The packed crowd of 30,000 attendees waiting for President Barack Obama was prepped by three high-profile Wisconsin Democrats, who urged the crowd to vote in November while attacking their GOP opponents.
U.S. Rep. Tammy Baldwin, who just came off her own U.S. Senate debate with Tommy Thompson last Friday, joked with the crowd about statements he had made while being taped at a Tea Party event in June. She began decrying "the debate" in which the GOP candidate pushed tax cuts for billionaires and millionaires.
"And then, in his ultimate etch-a-sketch moment, he pretends he never said that," Baldwin said. "He never meant that. he denies in public the very things he was caught on tape saying in private. Oh wait, you all think I'm talking about last night? I'm talking about my debate with Tommy Thompson."
She argued that both debates showed a "clear contrast" between the candidates, saying that Obama has fought for "investment in education and innovation" for the country's future. She also touted her introduction of the so-called "Buffett Rule," which mandates a base tax rate for millionaires.
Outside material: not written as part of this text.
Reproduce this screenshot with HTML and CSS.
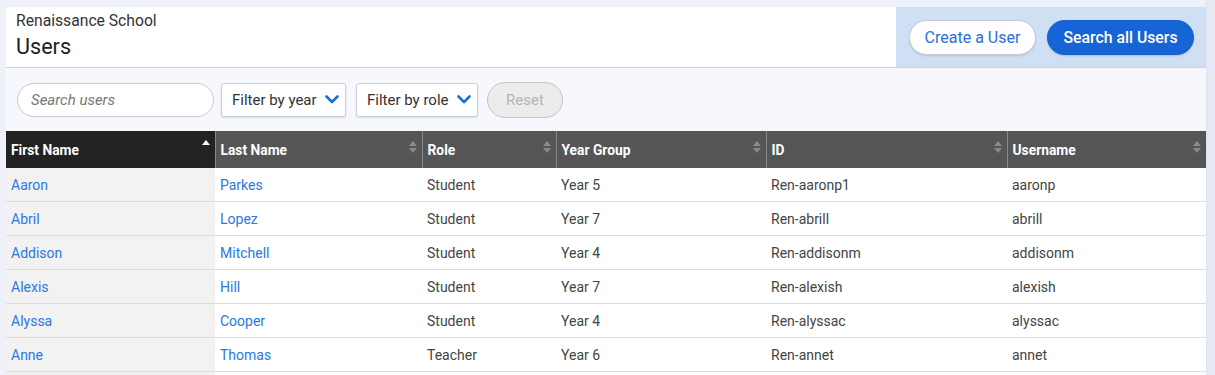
FILE: index.html
```html
<!DOCTYPE html>
<html>
<head>
<meta charset="utf-8">
<link rel="stylesheet" href="styles.css">
</head>
<body>
<div class="app">
  <header class="top">
    <div class="title-block">
      <div class="school">Renaissance School</div>
      <h1 class="page-title">Users</h1>
    </div>
    <div class="actions">
      <button class="btn btn-light">Create a User</button>
      <button class="btn btn-primary">Search all Users</button>
    </div>
  </header>
  <div class="filters">
    <input class="search" type="text" placeholder="Search users">
    <div class="select">Filter by year
      <svg class="chev" width="14" height="9" viewBox="0 0 14 9"><path d="M1.5 1.5 L7 7 L12.5 1.5" fill="none" stroke="#1a6fd6" stroke-width="2.6" stroke-linecap="round" stroke-linejoin="round"/></svg>
    </div>
    <div class="select">Filter by role
      <svg class="chev" width="14" height="9" viewBox="0 0 14 9"><path d="M1.5 1.5 L7 7 L12.5 1.5" fill="none" stroke="#1a6fd6" stroke-width="2.6" stroke-linecap="round" stroke-linejoin="round"/></svg>
    </div>
    <button class="reset">Reset</button>
  </div>
  <table class="grid">
    <colgroup>
      <col class="c1"><col class="c2"><col class="c3"><col class="c4"><col class="c5"><col class="c6">
    </colgroup>
    <thead>
      <tr>
        <th class="active"><span>First Name</span><span class="sort asc"><i class="up"></i></span></th>
        <th><span>Last Name</span><span class="sort"><i class="up"></i><i class="down"></i></span></th>
        <th><span>Role</span><span class="sort"><i class="up"></i><i class="down"></i></span></th>
        <th><span>Year Group</span><span class="sort"><i class="up"></i><i class="down"></i></span></th>
        <th><span>ID</span><span class="sort"><i class="up"></i><i class="down"></i></span></th>
        <th><span>Username</span><span class="sort"><i class="up"></i><i class="down"></i></span></th>
      </tr>
    </thead>
    <tbody>
      <tr><td class="first"><a>Aaron</a></td><td><a>Parkes</a></td><td>Student</td><td>Year 5</td><td>Ren-aaronp1</td><td>aaronp</td></tr>
      <tr><td class="first"><a>Abril</a></td><td><a>Lopez</a></td><td>Student</td><td>Year 7</td><td>Ren-abrill</td><td>abrill</td></tr>
      <tr><td class="first"><a>Addison</a></td><td><a>Mitchell</a></td><td>Student</td><td>Year 4</td><td>Ren-addisonm</td><td>addisonm</td></tr>
      <tr><td class="first"><a>Alexis</a></td><td><a>Hill</a></td><td>Student</td><td>Year 7</td><td>Ren-alexish</td><td>alexish</td></tr>
      <tr><td class="first"><a>Alyssa</a></td><td><a>Cooper</a></td><td>Student</td><td>Year 4</td><td>Ren-alyssac</td><td>alyssac</td></tr>
      <tr><td class="first"><a>Anne</a></td><td><a>Thomas</a></td><td>Teacher</td><td>Year 6</td><td>Ren-annet</td><td>annet</td></tr>
      <tr><td class="first"></td><td></td><td></td><td></td><td></td><td></td></tr>
    </tbody>
  </table>
</div>
<div class="scrollbar"></div>
</body>
</html>
```

FILE: styles.css
```css
html, body {
  margin: 0;
  padding: 0;
  height: 375px;
  overflow: hidden;
}
body {
  background: #eef1f9;
  font-family: Roboto, "Liberation Sans", Arial, sans-serif;
  color: #444;
  position: relative;
}
.app {
  width: 1200px;
  margin: 7px 0 0 6px;
  border-right: 1px solid #d4d8e2;
  background: #f6f8fd;
}
.top {
  display: flex;
  height: 60px;
  border-bottom: 1px solid #cdd1da;
}
.title-block {
  flex: 1;
  background: #fff;
  padding: 5px 10px 0 10px;
}
.school {
  font-size: 15.7px;
  color: #333;
  line-height: 18px;
}
.page-title {
  margin: 5px 0 0 0;
  font-size: 21.6px;
  font-weight: 400;
  color: #222;
  line-height: 24px;
}
.actions {
  width: 310px;
  background: #cfe0f5;
  display: flex;
  align-items: center;
  gap: 11px;
  padding-left: 13px;
  box-sizing: border-box;
}
.btn {
  font-family: Roboto, "Liberation Sans", Arial, sans-serif;
  font-size: 16px;
  height: 35px;
  border-radius: 18px;
  cursor: pointer;
  padding: 0;
}
.btn-light {
  width: 127px;
  background: #fff;
  color: #2a6fd8;
  border: 1px solid #c3cad6;
  box-shadow: 0 1px 2px rgba(0,0,0,0.12);
}
.btn-primary {
  width: 147px;
  background: #1565d6;
  color: #fff;
  border: 1px solid #1560cc;
  font-weight: 500;
  font-size: 15.8px;
  box-shadow: 0 1px 2px rgba(0,0,0,0.15);
}
.filters {
  display: flex;
  align-items: center;
  height: 63px;
  padding-left: 11px;
  box-sizing: border-box;
}
.search {
  width: 197px;
  height: 34px;
  box-sizing: border-box;
  border: 1px solid #c9c9c9;
  border-radius: 17px;
  padding: 0 13px;
  font-family: Roboto, "Liberation Sans", Arial, sans-serif;
  font-size: 15px;
  background: #fff;
  outline: none;
}
.search::placeholder {
  color: #777;
  font-style: italic;
}
.select {
  display: flex;
  align-items: center;
  justify-content: space-between;
  height: 34px;
  box-sizing: border-box;
  margin-left: 7px;
  padding: 0 6px 0 10px;
  border: 1px solid #c6d0e0;
  border-radius: 3px;
  background: #fff;
  box-shadow: 0 1px 2px rgba(0,0,0,0.12);
  font-size: 15px;
  color: #333;
  width: 125px;
}
.select + .select {
  margin-left: 10px;
  width: 122px;
}
.chev { margin-left: 4px; flex: none; }
.reset {
  margin-left: 9px;
  width: 76px;
  height: 36px;
  border-radius: 18px;
  border: 1px solid #c4c4c4;
  background: #ececec;
  color: #b4b4b4;
  font-family: Roboto, "Liberation Sans", Arial, sans-serif;
  font-size: 15px;
  padding: 0;
}
.grid {
  width: 1200px;
  border-collapse: collapse;
  table-layout: fixed;
  font-size: 14px;
  background: #fff;
}
.c1 { width: 209px; }
.c2 { width: 207px; }
.c3 { width: 134px; }
.c4 { width: 210px; }
.c5 { width: 241px; }
.c6 { width: 199px; }
.grid th {
  background: #555;
  color: #fff;
  font-weight: 700;
  text-align: left;
  height: 37px;
  padding: 0 6px 0 5px;
  border-left: 1px solid #888;
  position: relative;
  font-size: 13.8px;
}
.grid th:first-child { border-left: none; }
.grid th.active { background: #222; }
.sort {
  position: absolute;
  right: 5px;
  top: 10px;
  display: flex;
  flex-direction: column;
  gap: 2px;
}
.sort i {
  display: block;
  width: 0;
  height: 0;
  border-left: 4px solid transparent;
  border-right: 4px solid transparent;
}
.sort .up { border-bottom: 5px solid #8a8a8a; }
.sort .down { border-top: 5px solid #8a8a8a; }
.sort.asc { top: 9px; }
.sort.asc .up { border-bottom-color: #fff; }
.grid td {
  height: 33px;
  padding: 0 5px;
  border-bottom: 1px solid #dcdcdc;
  color: #444;
  white-space: nowrap;
}
.grid td.first { background: #f2f2f2; }
.grid a {
  color: #2a78e0;
  text-decoration: none;
}
.scrollbar {
  position: absolute;
  top: 0;
  right: 0;
  width: 8px;
  height: 375px;
  background: #e8ebf6;
  border-left: 1px solid #dfe2ec;
}
```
"We believe, that if we're going to prosper, everyone has to have a fair shot and everyone has to do their fair share," Baldwin said.
Retiring U.S. Sen. Herb Kohl also addressed the crowd, focusing on the need to preserve the educational opportunities available in the United States and Wisconsin. He also pushed the crowd to vote for current U.S. Rep. Tammy Baldwin as his successor.
"When I ran back in 88 and since then I promised the people of Wisconsin that I would be nobody's senator but yours," Kohl said. "And I registered it and had a patent on it. But now, I'm prepared to pass that on to Tammy Baldwin. I can promise you that Tammy will be nobody's senator but yours."
2nd CD candidate Mark Pocan told the crowd that they have a "personal decision" in 33 days to either move the country forward or backward. After contrasting the plans of Mitt Romney, Paul Ryan and Tommy Thompson with their Dem opponents, Pocan took a shot at the candidates' plans to "fix" Medicare.
"How many of you have a dog?" Pocan said. "You know what it means to fix something, right? Things don't work the same and you go through a lot of pain in the process. We don't need to fix things GOP style, lets protect and preserve Medicare and Social Security."
All three Dems were introduced by Madison Mayor Paul Soglin.